EXERCISE PROMPT
Include the line containing "const right = TRACK_WIDTH" and all lines before it, repeated exactly from the listing below, without pictures.
= = = = = = =
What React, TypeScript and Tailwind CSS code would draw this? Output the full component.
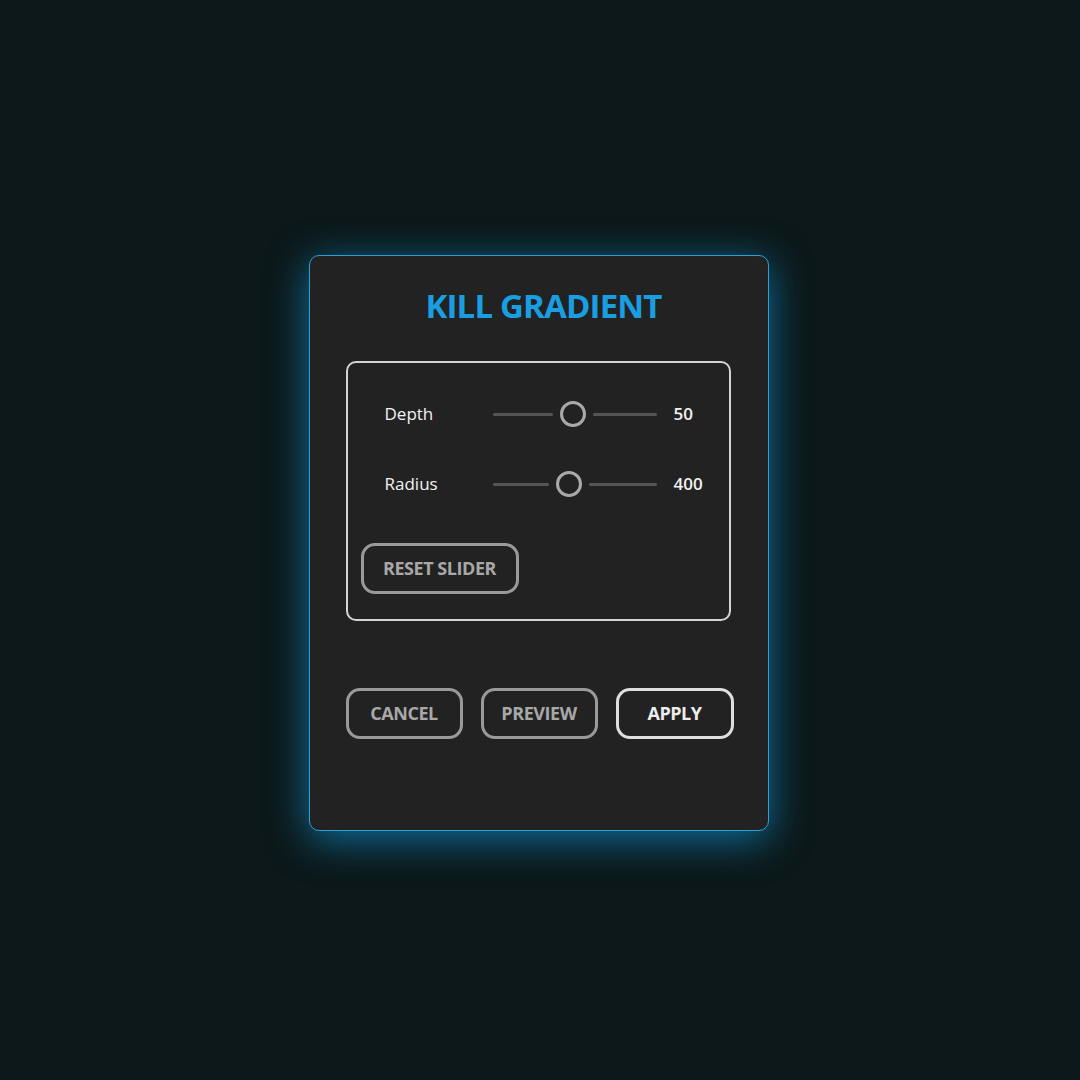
import { useState } from "react";

type SliderRowProps = {
  label: string;
  value: number;
  // where the knob sits along the track, 0..1
  position: number;
};

const TRACK_WIDTH = 164;
const KNOB = 26;
const GAP = 7;

function SliderRow({ label, value, position }: SliderRowProps) {
  const center = Math.round(TRACK_WIDTH * position);
  const left = center - KNOB / 2 - GAP;
  const right = TRACK_WIDTH - center - KNOB / 2 - GAP;

  return (
    <div className="flex items-center h-[30px]">
      <span className="w-[108px] text-[17px] font-medium text-[#f2f2f2]">{label}</span>
      <div className="flex items-center w-[164px]">
        <div className="h-[3px] rounded-full bg-[#555555]" style={{ width: left }} />
        <div
          className="rounded-full border-[3px] border-[#a9a9a9] bg-[#222222] shrink-0"
          style={{ width: KNOB, height: KNOB, marginLeft: GAP, marginRight: GAP }}
        />
        <div className="h-[3px] rounded-full bg-[#555555]" style={{ width: right }} />
      </div>
      <span className="ml-[17px] text-[17px] font-semibold text-[#f2f2f2]">{value}</span>
    </div>
  );
}

function OutlineButton({
  children,
  bright,
  className = "",
}: {
  children: string;
  bright?: boolean;
  className?: string;
}) {
  return (
    <button
      type="button"
      className={
        "shrink-0 h-[51px] rounded-[14px] border-[3px] bg-transparent text-[18px] font-bold tracking-tight " +
        (bright
          ? "border-[#dedede] text-[#ececec] "
          : "border-[#9a9a9a] text-[#a8a8a8] ") +
        className
      }
    >
      {children}
    </button>
  );
}

export default function App() {
  const [depth] = useState(50);
  const [radius] = useState(400);

  return (
    <div
      className="w-full h-[1080px] bg-[#0c1819] flex justify-center pt-[255px]"
      style={{ fontFamily: '"Open Sans", "Noto Sans", sans-serif' }}
    >
      <div className="mr-[3px] w-[460px] h-[576px] rounded-[10px] border border-[#2b9fd9] bg-[#222222] shadow-[0_8px_40px_rgba(16,150,215,0.7)] px-[36px] flex flex-col">
        <h1 className="mt-[30px] pl-[10px] text-center text-[33px] font-bold text-[#1a9ee2] tracking-tight leading-[40px]">
          KILL GRADIENT
        </h1>

        <div className="mt-[35px] w-[385px] h-[260px] rounded-[10px] border-2 border-[#d4d4d4] pl-[37px] pt-[36px] flex flex-col">
          <div className="flex flex-col gap-[40px]">
            <SliderRow label="Depth" value={depth} position={0.49} />
            <SliderRow label="Radius" value={radius} position={0.465} />
          </div>
          <OutlineButton className="mt-[44px] -ml-[24px] w-[158px]">RESET SLIDER</OutlineButton>
        </div>

        <div className="mt-[67px] flex gap-[18px]">
          <OutlineButton className="w-[117px]">CANCEL</OutlineButton>
          <OutlineButton className="w-[117px]">PREVIEW</OutlineButton>
          <OutlineButton bright className="w-[118px]">APPLY</OutlineButton>
        </div>
      </div>
    </div>
  );
}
= = = = = = =
RESULT FOR THIS TASK
What React, TypeScript and Tailwind CSS code would draw this? Output the full component.
import { useState } from "react";

type SliderRowProps = {
  label: string;
  value: number;
  // where the knob sits along the track, 0..1
  position: number;
};

const TRACK_WIDTH = 164;
const KNOB = 26;
const GAP = 7;

function SliderRow({ label, value, position }: SliderRowProps) {
  const center = Math.round(TRACK_WIDTH * position);
  const left = center - KNOB / 2 - GAP;
  const right = TRACK_WIDTH - center - KNOB / 2 - GAP;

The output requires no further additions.